• _Given instruction_:
Return each line of the listing below, unchanged, and omit the images.

— Start of Data provided —

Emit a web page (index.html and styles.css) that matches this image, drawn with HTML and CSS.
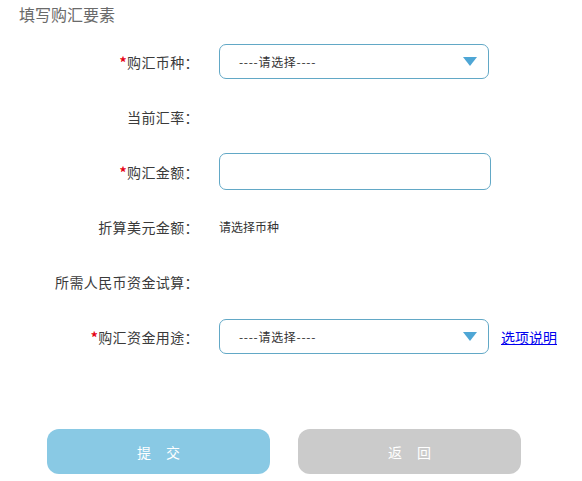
FILE: index.html
```html
<!DOCTYPE html>
<html lang="zh-CN">
<head>
<meta charset="utf-8">
<title>填写购汇要素</title>
<link rel="stylesheet" href="styles.css">
</head>
<body>
<div class="page">
  <h2 class="title">填写购汇要素</h2>
  <div class="form">
    <div class="row">
      <div class="label"><span class="req">*</span>购汇币种：</div>
      <div class="field">
        <div class="select"><span class="ph">----请选择----</span><span class="arrow"></span></div>
      </div>
    </div>
    <div class="row">
      <div class="label">当前汇率：</div>
      <div class="field"></div>
    </div>
    <div class="row">
      <div class="label"><span class="req">*</span>购汇金额：</div>
      <div class="field"><div class="input"></div></div>
    </div>
    <div class="row">
      <div class="label">折算美元金额：</div>
      <div class="field"><span class="value">请选择币种</span></div>
    </div>
    <div class="row">
      <div class="label">所需人民币资金试算：</div>
      <div class="field"></div>
    </div>
    <div class="row">
      <div class="label"><span class="req">*</span>购汇资金用途：</div>
      <div class="field">
        <div class="select"><span class="ph">----请选择----</span><span class="arrow"></span></div>
        <a class="link" href="#">选项说明</a>
      </div>
    </div>
  </div>
  <div class="buttons">
    <button class="btn btn-submit">提 交</button>
    <button class="btn btn-back">返 回</button>
  </div>
</div>
</body>
</html>
```

FILE: styles.css
```css
html, body {
  margin: 0;
  padding: 0;
  background: #fff;
}
body {
  font-family: "Noto Sans CJK SC", "Noto Sans", sans-serif;
  color: #333;
}
.page {
  width: 582px;
}
.title {
  margin: 0;
  height: 34px;
  padding-left: 19px;
  font-size: 16px;
  font-weight: normal;
  color: #6a6a6a;
  line-height: 28px;
}
.form {
  display: flex;
  flex-direction: column;
}
.row {
  display: flex;
  align-items: center;
  height: 55px;
}
.label {
  width: 199px;
  text-align: right;
  font-size: 14px;
  color: #3a3a3a;
  flex: none;
  letter-spacing: 0.4px;
}
.req {
  color: #e60012;
  font-weight: bold;
}
.field {
  margin-left: 20px;
  display: flex;
  align-items: center;
}
.select {
  box-sizing: border-box;
  width: 270px;
  height: 35px;
  border: 1px solid #62a8c6;
  border-radius: 7px;
  display: flex;
  align-items: center;
  justify-content: space-between;
  padding: 0 11px 0 19px;
}
.ph {
  font-size: 12px;
  color: #333;
  letter-spacing: 0.7px;
}
.arrow {
  width: 0;
  height: 0;
  border-left: 7px solid transparent;
  border-right: 7px solid transparent;
  border-top: 9px solid #4ea6d5;
}
.input {
  box-sizing: border-box;
  width: 272px;
  height: 37px;
  border: 1px solid #62a8c6;
  border-radius: 7px;
}
.value {
  font-size: 12px;
  color: #333;
}
.link {
  margin-left: 12px;
  font-size: 14px;
  color: #0000ee;
  text-decoration: underline;
}
.buttons {
  display: flex;
  gap: 28px;
  padding-left: 47px;
  margin-top: 65px;
}
.btn {
  width: 223px;
  height: 45px;
  border: none;
  border-radius: 12px;
  font-family: "Noto Sans CJK SC", sans-serif;
  font-size: 14px;
  color: #fff;
  letter-spacing: 6px;
  padding: 0 0 0 6px;
}
.btn-submit {
  background: #89c9e4;
}
.btn-back {
  background: #cbcbcb;
}
```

— End of Data provided —

• _Answer in full_:
Emit a web page (index.html and styles.css) that matches this image, drawn with HTML and CSS.
FILE: index.html
```html
<!DOCTYPE html>
<html lang="zh-CN">
<head>
<meta charset="utf-8">
<title>填写购汇要素</title>
<link rel="stylesheet" href="styles.css">
</head>
<body>
<div class="page">
  <h2 class="title">填写购汇要素</h2>
  <div class="form">
    <div class="row">
      <div class="label"><span class="req">*</span>购汇币种：</div>
      <div class="field">
        <div class="select"><span class="ph">----请选择----</span><span class="arrow"></span></div>
      </div>
    </div>
    <div class="row">
      <div class="label">当前汇率：</div>
      <div class="field"></div>
    </div>
    <div class="row">
      <div class="label"><span class="req">*</span>购汇金额：</div>
      <div class="field"><div class="input"></div></div>
    </div>
    <div class="row">
      <div class="label">折算美元金额：</div>
      <div class="field"><span class="value">请选择币种</span></div>
    </div>
    <div class="row">
      <div class="label">所需人民币资金试算：</div>
      <div class="field"></div>
    </div>
    <div class="row">
      <div class="label"><span class="req">*</span>购汇资金用途：</div>
      <div class="field">
        <div class="select"><span class="ph">----请选择----</span><span class="arrow"></span></div>
        <a class="link" href="#">选项说明</a>
      </div>
    </div>
  </div>
  <div class="buttons">
    <button class="btn btn-submit">提 交</button>
    <button class="btn btn-back">返 回</button>
  </div>
</div>
</body>
</html>
```

FILE: styles.css
```css
html, body {
  margin: 0;
  padding: 0;
  background: #fff;
}
body {
  font-family: "Noto Sans CJK SC", "Noto Sans", sans-serif;
  color: #333;
}
.page {
  width: 582px;
}
.title {
  margin: 0;
  height: 34px;
  padding-left: 19px;
  font-size: 16px;
  font-weight: normal;
  color: #6a6a6a;
  line-height: 28px;
}
.form {
  display: flex;
  flex-direction: column;
}
.row {
  display: flex;
  align-items: center;
  height: 55px;
}
.label {
  width: 199px;
  text-align: right;
  font-size: 14px;
  color: #3a3a3a;
  flex: none;
  letter-spacing: 0.4px;
}
.req {
  color: #e60012;
  font-weight: bold;
}
.field {
  margin-left: 20px;
  display: flex;
  align-items: center;
}
.select {
  box-sizing: border-box;
  width: 270px;
  height: 35px;
  border: 1px solid #62a8c6;
  border-radius: 7px;
  display: flex;
  align-items: center;
  justify-content: space-between;
  padding: 0 11px 0 19px;
}
.ph {
  font-size: 12px;
  color: #333;
  letter-spacing: 0.7px;
}
.arrow {
  width: 0;
  height: 0;
  border-left: 7px solid transparent;
  border-right: 7px solid transparent;
  border-top: 9px solid #4ea6d5;
}
.input {
  box-sizing: border-box;
  width: 272px;
  height: 37px;
  border: 1px solid #62a8c6;
  border-radius: 7px;
}
.value {
  font-size: 12px;
  color: #333;
}
.link {
  margin-left: 12px;
  font-size: 14px;
  color: #0000ee;
  text-decoration: underline;
}
.buttons {
  display: flex;
  gap: 28px;
  padding-left: 47px;
  margin-top: 65px;
}
.btn {
  width: 223px;
  height: 45px;
  border: none;
  border-radius: 12px;
  font-family: "Noto Sans CJK SC", sans-serif;
  font-size: 14px;
  color: #fff;
  letter-spacing: 6px;
  padding: 0 0 0 6px;
}
.btn-submit {
  background: #89c9e4;
}
.btn-back {
  background: #cbcbcb;
}
```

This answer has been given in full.